Additionally, some people set unrealistic interest rate assumptions. Be conservative with your estimates—if a savings account offers 4%, don't assume 8%. Conservative projections mean pleasant surprises rather than shortfalls.
Tips for Maximizing College Savings
Automate Your Contributions: Set up automatic monthly transfers to your college savings account. This removes the temptation to skip months and ensures consistent growth of your fund.
Increase Contributions Gradually: Each time you receive a raise or bonus, consider increasing your college savings contribution. Even doubling your monthly contribution from $250 to $500 for just five years can add $40,000 to your final balance.
Use Tax-Advantaged Accounts: 529 plans offer tax-free growth for education expenses. Coverdell ESAs and other education-specific accounts provide similar benefits. The tax savings alone can add significant value.
Take Advantage of Employer Matching: Some employers offer contributions to education savings accounts. If yours does, prioritize these contributions—it's free money toward your child's education.

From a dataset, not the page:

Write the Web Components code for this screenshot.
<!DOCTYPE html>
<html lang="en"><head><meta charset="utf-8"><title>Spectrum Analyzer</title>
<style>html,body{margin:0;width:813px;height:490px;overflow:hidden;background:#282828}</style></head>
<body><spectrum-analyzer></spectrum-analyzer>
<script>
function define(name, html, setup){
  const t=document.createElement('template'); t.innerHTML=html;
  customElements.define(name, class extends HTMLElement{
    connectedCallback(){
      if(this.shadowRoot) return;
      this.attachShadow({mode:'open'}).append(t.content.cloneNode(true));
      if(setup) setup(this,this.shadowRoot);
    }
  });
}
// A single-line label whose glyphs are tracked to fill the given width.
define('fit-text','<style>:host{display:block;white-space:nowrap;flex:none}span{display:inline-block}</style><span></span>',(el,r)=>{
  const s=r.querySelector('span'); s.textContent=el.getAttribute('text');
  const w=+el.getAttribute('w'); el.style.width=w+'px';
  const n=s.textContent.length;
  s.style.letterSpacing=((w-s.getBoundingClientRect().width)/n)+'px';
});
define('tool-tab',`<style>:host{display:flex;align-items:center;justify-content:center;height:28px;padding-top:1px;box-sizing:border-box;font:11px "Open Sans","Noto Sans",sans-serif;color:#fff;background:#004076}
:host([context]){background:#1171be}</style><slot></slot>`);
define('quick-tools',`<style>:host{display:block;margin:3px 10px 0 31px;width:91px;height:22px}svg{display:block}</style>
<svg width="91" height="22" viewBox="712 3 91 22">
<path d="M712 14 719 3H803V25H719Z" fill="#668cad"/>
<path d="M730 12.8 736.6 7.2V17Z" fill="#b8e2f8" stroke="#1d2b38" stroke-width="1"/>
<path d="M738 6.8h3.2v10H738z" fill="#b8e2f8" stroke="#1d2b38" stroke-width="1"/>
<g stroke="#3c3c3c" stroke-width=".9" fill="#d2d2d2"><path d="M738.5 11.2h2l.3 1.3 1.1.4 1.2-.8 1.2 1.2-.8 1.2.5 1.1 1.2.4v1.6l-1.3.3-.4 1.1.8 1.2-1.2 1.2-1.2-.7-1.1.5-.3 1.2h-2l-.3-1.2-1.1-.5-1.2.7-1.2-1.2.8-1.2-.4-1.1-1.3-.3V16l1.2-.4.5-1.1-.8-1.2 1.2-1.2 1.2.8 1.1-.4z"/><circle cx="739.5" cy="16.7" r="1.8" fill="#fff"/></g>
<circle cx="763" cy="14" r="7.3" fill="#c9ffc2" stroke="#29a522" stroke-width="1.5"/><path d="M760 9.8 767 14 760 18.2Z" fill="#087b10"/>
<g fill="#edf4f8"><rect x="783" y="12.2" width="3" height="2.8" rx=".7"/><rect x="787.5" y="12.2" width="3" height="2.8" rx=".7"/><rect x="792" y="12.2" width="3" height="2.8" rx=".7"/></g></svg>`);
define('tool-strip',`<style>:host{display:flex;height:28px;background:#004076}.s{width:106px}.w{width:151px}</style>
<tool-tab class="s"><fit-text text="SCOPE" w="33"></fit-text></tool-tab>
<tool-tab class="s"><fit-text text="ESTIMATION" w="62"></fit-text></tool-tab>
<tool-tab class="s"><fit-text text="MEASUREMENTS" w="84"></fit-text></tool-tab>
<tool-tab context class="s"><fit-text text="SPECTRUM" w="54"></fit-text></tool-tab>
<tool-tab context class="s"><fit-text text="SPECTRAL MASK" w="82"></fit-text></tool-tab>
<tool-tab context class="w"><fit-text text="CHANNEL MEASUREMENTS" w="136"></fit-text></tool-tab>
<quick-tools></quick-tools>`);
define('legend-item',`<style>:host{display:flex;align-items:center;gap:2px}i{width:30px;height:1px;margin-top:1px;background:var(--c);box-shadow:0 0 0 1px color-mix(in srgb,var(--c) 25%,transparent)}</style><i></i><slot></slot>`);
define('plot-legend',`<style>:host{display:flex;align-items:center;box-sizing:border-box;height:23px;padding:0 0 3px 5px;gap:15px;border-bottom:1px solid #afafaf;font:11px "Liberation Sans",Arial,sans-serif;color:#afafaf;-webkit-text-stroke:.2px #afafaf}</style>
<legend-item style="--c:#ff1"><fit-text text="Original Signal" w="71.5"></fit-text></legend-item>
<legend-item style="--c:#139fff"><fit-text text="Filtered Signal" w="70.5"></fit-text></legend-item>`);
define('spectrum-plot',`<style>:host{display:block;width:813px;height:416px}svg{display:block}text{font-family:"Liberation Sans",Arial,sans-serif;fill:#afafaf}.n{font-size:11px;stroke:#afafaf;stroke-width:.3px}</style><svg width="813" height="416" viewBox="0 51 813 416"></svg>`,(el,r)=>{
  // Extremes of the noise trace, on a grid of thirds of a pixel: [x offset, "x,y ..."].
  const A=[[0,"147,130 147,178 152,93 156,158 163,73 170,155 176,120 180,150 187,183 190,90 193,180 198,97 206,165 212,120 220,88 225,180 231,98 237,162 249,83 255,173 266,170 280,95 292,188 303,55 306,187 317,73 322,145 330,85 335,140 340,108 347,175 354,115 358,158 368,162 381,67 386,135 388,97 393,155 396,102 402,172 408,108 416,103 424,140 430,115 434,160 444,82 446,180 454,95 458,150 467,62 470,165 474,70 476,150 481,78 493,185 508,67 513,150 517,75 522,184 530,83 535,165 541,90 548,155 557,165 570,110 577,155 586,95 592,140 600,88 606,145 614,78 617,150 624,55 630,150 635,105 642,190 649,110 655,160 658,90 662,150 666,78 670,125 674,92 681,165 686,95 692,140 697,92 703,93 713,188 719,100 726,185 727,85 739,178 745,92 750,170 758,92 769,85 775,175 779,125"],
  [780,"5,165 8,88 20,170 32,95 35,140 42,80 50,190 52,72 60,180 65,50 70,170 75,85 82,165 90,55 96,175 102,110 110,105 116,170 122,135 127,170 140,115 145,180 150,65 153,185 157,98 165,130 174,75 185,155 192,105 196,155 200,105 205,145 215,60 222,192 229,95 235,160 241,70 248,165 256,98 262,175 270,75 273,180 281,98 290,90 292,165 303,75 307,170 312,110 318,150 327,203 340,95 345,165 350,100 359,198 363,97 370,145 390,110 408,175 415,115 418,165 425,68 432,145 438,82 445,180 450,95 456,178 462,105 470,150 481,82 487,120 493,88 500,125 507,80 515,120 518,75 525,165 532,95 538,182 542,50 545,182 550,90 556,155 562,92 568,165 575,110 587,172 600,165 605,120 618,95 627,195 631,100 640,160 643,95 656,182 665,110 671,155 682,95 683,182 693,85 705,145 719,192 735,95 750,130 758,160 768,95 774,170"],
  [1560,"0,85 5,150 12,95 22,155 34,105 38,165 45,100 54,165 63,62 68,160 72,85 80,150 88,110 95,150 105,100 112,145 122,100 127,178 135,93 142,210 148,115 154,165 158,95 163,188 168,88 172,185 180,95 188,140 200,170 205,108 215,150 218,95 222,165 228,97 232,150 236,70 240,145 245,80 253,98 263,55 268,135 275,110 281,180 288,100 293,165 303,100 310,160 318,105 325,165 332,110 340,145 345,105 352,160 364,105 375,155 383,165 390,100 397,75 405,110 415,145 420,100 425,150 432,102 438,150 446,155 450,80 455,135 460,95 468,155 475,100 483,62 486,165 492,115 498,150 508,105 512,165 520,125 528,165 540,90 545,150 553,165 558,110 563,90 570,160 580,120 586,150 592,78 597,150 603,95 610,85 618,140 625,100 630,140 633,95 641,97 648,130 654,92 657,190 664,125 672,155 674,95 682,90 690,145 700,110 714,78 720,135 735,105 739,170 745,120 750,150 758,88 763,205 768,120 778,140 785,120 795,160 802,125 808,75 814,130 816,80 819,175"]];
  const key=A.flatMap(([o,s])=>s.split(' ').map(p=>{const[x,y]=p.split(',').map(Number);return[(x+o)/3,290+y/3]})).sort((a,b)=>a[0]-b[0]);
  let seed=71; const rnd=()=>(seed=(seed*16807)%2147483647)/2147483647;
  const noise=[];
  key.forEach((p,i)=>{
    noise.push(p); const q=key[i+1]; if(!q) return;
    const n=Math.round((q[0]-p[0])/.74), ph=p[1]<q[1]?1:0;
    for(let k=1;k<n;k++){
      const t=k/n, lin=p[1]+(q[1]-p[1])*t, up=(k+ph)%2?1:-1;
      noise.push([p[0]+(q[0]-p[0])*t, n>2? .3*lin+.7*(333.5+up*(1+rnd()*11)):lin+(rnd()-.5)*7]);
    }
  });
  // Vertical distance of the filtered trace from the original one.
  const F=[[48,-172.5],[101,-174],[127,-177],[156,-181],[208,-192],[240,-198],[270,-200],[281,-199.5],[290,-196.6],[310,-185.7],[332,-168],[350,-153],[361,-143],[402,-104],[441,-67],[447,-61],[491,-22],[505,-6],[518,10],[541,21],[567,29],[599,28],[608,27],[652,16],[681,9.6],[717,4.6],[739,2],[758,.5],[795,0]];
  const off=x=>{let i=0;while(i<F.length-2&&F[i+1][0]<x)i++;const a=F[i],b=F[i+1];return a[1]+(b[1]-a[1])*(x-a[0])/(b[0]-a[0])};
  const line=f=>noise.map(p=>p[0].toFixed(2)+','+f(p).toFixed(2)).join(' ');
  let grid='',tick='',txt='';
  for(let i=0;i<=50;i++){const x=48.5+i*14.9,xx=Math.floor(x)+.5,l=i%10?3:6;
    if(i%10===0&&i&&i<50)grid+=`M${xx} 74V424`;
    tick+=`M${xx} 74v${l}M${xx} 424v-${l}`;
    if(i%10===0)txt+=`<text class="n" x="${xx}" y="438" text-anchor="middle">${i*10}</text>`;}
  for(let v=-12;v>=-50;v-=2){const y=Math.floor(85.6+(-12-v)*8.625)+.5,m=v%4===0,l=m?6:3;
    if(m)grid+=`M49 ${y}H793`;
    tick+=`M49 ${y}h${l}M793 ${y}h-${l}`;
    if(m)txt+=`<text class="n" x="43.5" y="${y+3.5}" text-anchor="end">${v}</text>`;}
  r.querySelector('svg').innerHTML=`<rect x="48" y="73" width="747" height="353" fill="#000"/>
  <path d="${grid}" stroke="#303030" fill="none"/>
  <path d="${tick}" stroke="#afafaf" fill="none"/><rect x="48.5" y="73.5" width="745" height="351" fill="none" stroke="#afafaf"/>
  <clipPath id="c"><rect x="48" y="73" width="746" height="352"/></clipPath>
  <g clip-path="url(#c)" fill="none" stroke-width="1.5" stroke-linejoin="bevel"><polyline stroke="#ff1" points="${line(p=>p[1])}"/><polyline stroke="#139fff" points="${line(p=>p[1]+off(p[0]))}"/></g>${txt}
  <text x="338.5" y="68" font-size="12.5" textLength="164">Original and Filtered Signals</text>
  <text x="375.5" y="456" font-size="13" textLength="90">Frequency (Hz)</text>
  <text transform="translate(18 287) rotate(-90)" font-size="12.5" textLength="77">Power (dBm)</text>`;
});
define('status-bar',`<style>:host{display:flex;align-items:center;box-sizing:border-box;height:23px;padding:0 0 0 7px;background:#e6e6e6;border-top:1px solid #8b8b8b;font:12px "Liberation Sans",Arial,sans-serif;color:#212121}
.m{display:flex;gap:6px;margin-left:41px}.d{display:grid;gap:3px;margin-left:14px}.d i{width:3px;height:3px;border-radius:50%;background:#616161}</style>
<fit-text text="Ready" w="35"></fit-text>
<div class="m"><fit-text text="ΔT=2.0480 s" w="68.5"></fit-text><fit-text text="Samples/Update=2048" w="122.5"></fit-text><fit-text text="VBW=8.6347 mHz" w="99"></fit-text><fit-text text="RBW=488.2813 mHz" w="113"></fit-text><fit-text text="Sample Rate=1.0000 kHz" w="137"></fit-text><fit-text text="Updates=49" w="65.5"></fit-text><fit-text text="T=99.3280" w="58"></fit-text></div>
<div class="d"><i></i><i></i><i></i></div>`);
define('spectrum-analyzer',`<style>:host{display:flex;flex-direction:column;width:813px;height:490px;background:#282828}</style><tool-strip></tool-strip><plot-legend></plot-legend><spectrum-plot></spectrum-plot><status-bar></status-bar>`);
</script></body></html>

Encourage Student Contributions: If your teen works, they can contribute earned income to a Roth IRA or education savings account. This teaches financial responsibility while boosting savings.
Review and Rebalance Annually: As your child gets closer to college age, rebalance your portfolio toward more conservative investments. This protects your savings from market volatility in the final years before enrollment.
Why Starting Early Matters
The mathematics of compound interest means that starting even five years earlier can provide extraordinary advantages. A parent who saves $300 monthly for 18 years at 5% interest accumulates roughly $95,000. That same parent who starts five years earlier with 23 years of saving reaches approximately $135,000—about 42% more with just the additional five years of contributions and compound growth.
Time is your greatest asset in college savings. Each year you wait reduces the compound interest effect and requires larger monthly contributions to reach the same goal. This calculator helps you understand the value of starting immediately.